望潮亭通信

無常なる世界を見るは楽しかり

ウイルスと検査

 ウイルスとは何か。研究者や研究所、製薬会社のサイトから調べてみた。

 ウイルスの大きさは数十nm〜数百nm(1nmは1メートルの10億分の1)で、電子顕微鏡でやっと見ることができるサイズだ。ウイルスには中心にある核酸にDNAを持つものとRNAを持つものの2タイプあり、核酸蛋白質が囲み、それをインフルエンザウイルスなどでは脂質の膜(エンベローブ)が囲む。ウイルスは自力では増殖できず、他の生きた細胞に寄生して増殖する。

 ウイルスは感染した相手の細胞の中に入り込み、細胞の核の中でDNAまたはRNAを複製させるとともに蛋白質もつくらせ、増殖し、細胞から放出される(感染できる細胞はウイルスの種類によって異なる)。細胞に影響を与えずに細胞の中に入ったウイルスだけを無害化することは難しく、抗ウイルス薬の開発は簡単ではない(ワクチンは予防に効果があるもので、治療に使うものではない)。

 ウイルスの検出方法には、①電子顕微鏡で直接観察、②抗原抗体反応を利用、③遺伝子の増幅、④ウイルス感染細胞を観察などがある。PCR検査は、ウイルスの遺伝子を増幅して、増幅した遺伝子を検出するもの。検体の中に目的の遺伝子があって増えて確認できれば「陽性」と判定し、検体の中に目的の遺伝子がなければ増えないので確認できず、「陰性」と判定される。

 検体は新型コロナウイルスでは対象者の鼻や喉から採取するが、たまたま採取した個所にウイルスが存在しなかったり、採取が正しく行われなかったり、検査機関までの検体の運搬に支障があったり、検査前の処理に問題があったりすると、検体にはウイルスが存在しないことがある。
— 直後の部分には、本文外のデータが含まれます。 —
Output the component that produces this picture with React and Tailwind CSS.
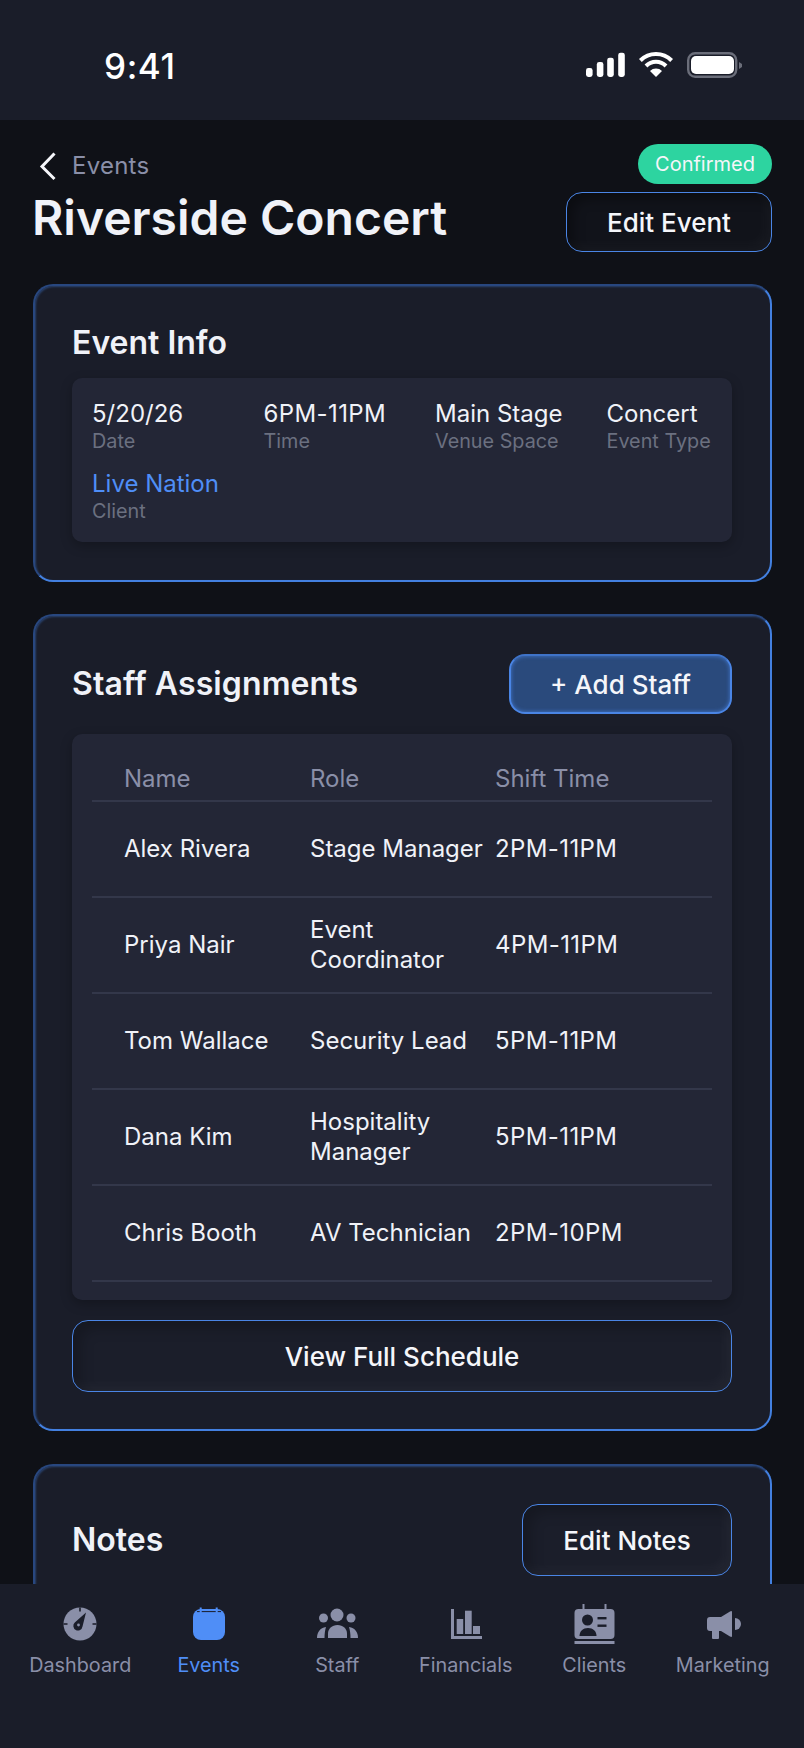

その検体でPCR検査すると陰性になるだろうが、その検体にウイルスが存在しない=対象者の体内のどこにもウイルスが存在しない、とはいえない。

 PCR検査の感度とは、感染している人を検査で陽性と判定する確率。感度70%とすると、感染している人1万人を検査して陽性7千人、陰性3千人となるが、この3千人は実際にはウイルス保有の感染者だ(偽陰性)。ウイルスに感染しているのに陰性と判定され、この3千人が「自分は大丈夫だ」と出歩くとウイルス感染を広めかねない。

 検査機器の感度が30%だったとすると、感染している人1万人を検査して陽性3千人、陰性7千人となる(偽陰性)。これでは検査の意味がない。スペインは中国企業から購入したPCR法ではない簡易検査キット約5万8000個を不良品だとして返品した。感度80%のはずだったというが、実際には30%だった。偽陰性の感染者が野放しになり、感染拡大を促進しただろう。

 PCR検査の特異度とは、感染していない人を検査で陰性と判定する確率。非常に高いとされるが、特異度99%の場合、感染していない人1万人を検査して陰性9900人、陽性100人となる(偽陽性)。この100人は感染していないのに感染者として扱われる。

 PCR検査の数を増やすことは感染の実態を、より正確に把握するために効果があるだろう。だが、PCR検査の数が増えることで同時に、偽陰性偽陽性の人が増える。偽陽性の人が増えても社会的に実害はないが、偽陰性の人が増えて、それらの人が出歩くことで感染を広める可能性がある。